Lagos, Nigeria: A temporary kiosk visible from Apapa Senior High School gate, displaying BAT cigarettes on the counter next to sweets and snacks. Photo by ATCA


While tobacco consumption globally is decreasing, in the coming decades the number of smokers in Africa is anticipated to rise by nearly 40% from 2010 levels. This is the largest expected increase in the world.

British American Tobacco (BAT) claims to be “committed to the highest standards of corporate conduct”. [1] However, it has a long history of selling its deadly products in Africa, and the continent is a key region for growth for the company.
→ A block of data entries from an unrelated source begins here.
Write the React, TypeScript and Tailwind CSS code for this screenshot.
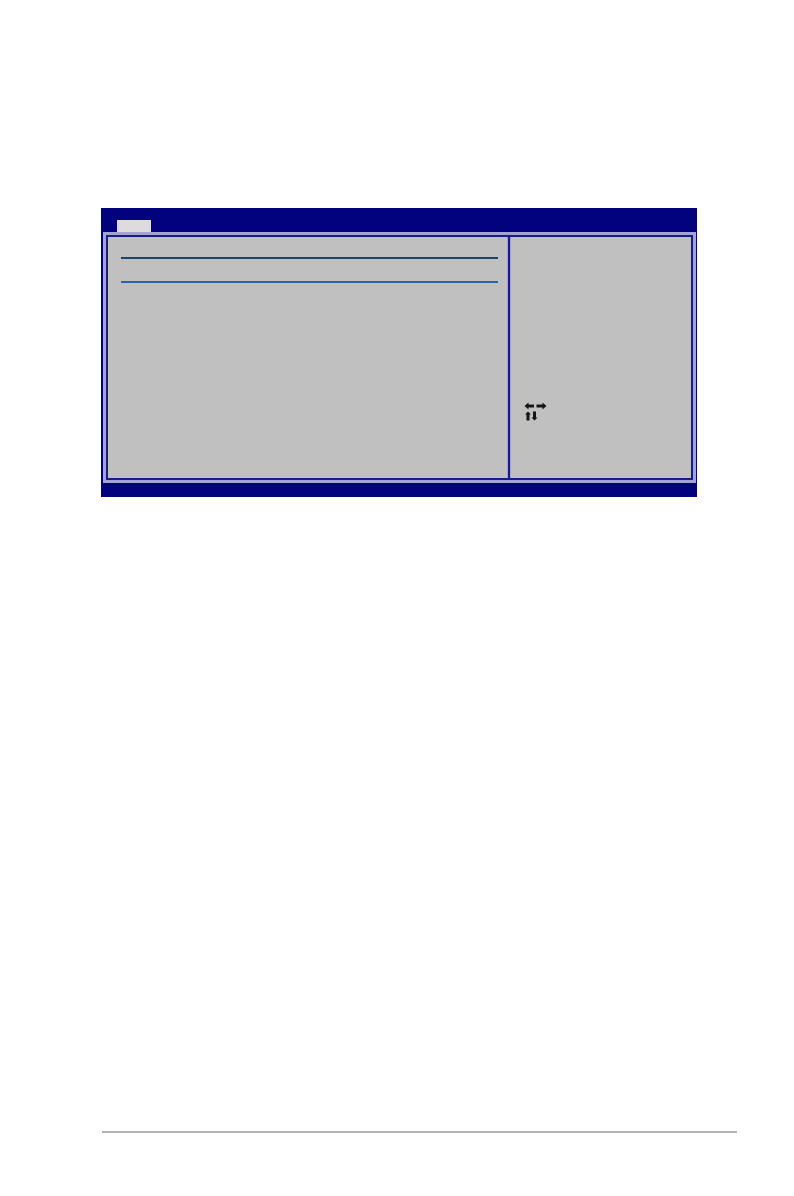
const ArrowKeys = () => (
  <svg width="24" height="20" viewBox="0 0 24 20" className="block">
    {/* left / right */}
    <path d="M0.5 4 L4.5 0.5 L4.5 2.5 L10 2.5 L10 5.5 L4.5 5.5 L4.5 7.5 Z" fill="#151515" />
    <path d="M22.5 4 L18.5 0.5 L18.5 2.5 L12.5 2.5 L12.5 5.5 L18.5 5.5 L18.5 7.5 Z" fill="#151515" />
    {/* up / down */}
    <path d="M4 9.5 L7 12.5 L5.5 12.5 L5.5 18.5 L2.5 18.5 L2.5 12.5 L1 12.5 Z" fill="#151515" />
    <path d="M10.5 18.5 L13.5 15.5 L12 15.5 L12 9.5 L9 9.5 L9 15.5 L7.5 15.5 Z" fill="#151515" />
  </svg>
);

export default function App() {
  return (
    <div className="min-h-[1196px] w-[794px] bg-white flex flex-col" style={{ fontFamily: '"Liberation Sans", Arial, sans-serif' }}>
      {/* BIOS screen */}
      <div className="ml-[101px] mt-[208px] w-[596px] h-[289px] bg-[#02027e] flex flex-col pl-[2px] pr-[1px] pb-[14px]">
        <div className="h-[24px] shrink-0 flex items-end pl-[14px]">
          <div className="w-[34px] h-[12px] bg-[#dcdcdc]" />
        </div>
        <div className="flex-1 border-[3px] border-[#a2a2d4] flex">
          <div className="flex-1 border-2 border-[#1a1a88] bg-[#c0c0c0] flex">
            {/* left panel */}
            <div className="w-[399px] shrink-0 flex flex-col pl-[13px] pr-[9px] pt-[20px]">
              <div className="h-[2px] bg-[#16466f]" />
              <div className="h-[22px]" />
              <div className="h-[2px] bg-[#2666a8]" />
            </div>
            {/* divider */}
            <div className="w-[1px] bg-[#a2a2d4]" />
            <div className="w-[2px] bg-[#1a1a88]" />
            <div className="w-[1px] bg-[#a2a2d4]" />
            {/* right panel */}
            <div className="flex-1 pt-[165px] pl-[13px]">
              <ArrowKeys />
            </div>
          </div>
        </div>
      </div>

      {/* footer rule */}
      <div className="ml-[102px] mt-[634px] w-[635px] h-[2px] bg-[#b2b2b2]" />
    </div>
  );
}
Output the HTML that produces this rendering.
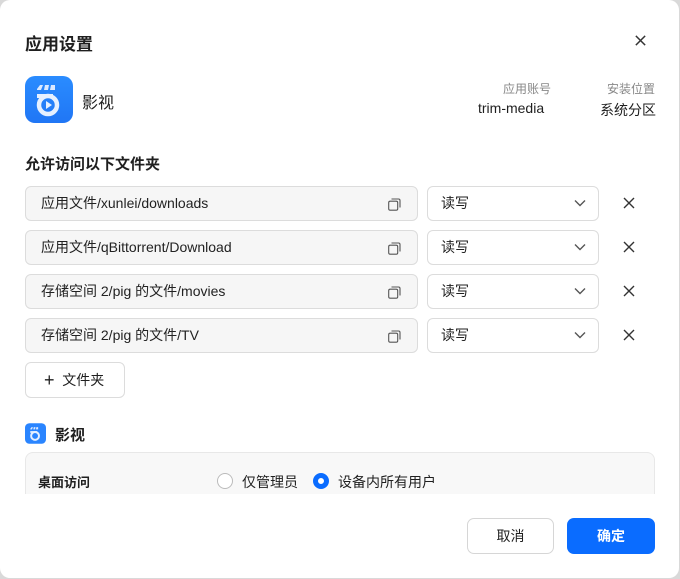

It is predicted that one billion people will die from tobacco use globally by 2100. Millions of these will be in Africa. [2]

In Kenya, where BAT controls some 70 per cent of the market, the country’s Tobacco Control Act took more than 13 years to be passed, largely due to what has been labelled by the Kenya Ministry of Public Health and Sanitation as “intimidation” and “interference” from the tobacco industry (PDF).

Recently the company has also been dogged by bribery allegations in Africa, raising further concerns about its business practices.

In November 2015, a BBC Panorama documentary revealed that BAT had bribed African government officials and politicians to influence tobacco control laws and undermine its competitors in the region. [3]

The documentary was based on industry documents leaked by the whistle-blower, Paul Hopkins, who was employed by BAT for 13 years. The BBC alleged that “BAT made illegal payments to two members and one former member of the World Health Organization’s (WHO) Framework Convention on Tobacco Control (FCTC), a United Nations campaign supported by 180 countries, aimed at reducing deaths from tobacco-related illness.” In response to the allegations, Dr Vera Da Costa e Silva, from the WHO, said BAT “is using bribery to profit at the cost of people’s lives, simple as that”. BAT denied the allegations. [4]


[1] British American Tobacco Website. Who we are. [Accessed 26 April 2017]
[2] The Guardian. Ebola may be in the headlines, but tobacco is another killer in Africa. 15 October 2014.
[3] The Guardian. Tobacco industry accused of ‘intimidation and interference’ in Kenya. 2 March 2015.
[4] BBC. The Secret Bribes of Big Tobacco. 30 November 2015.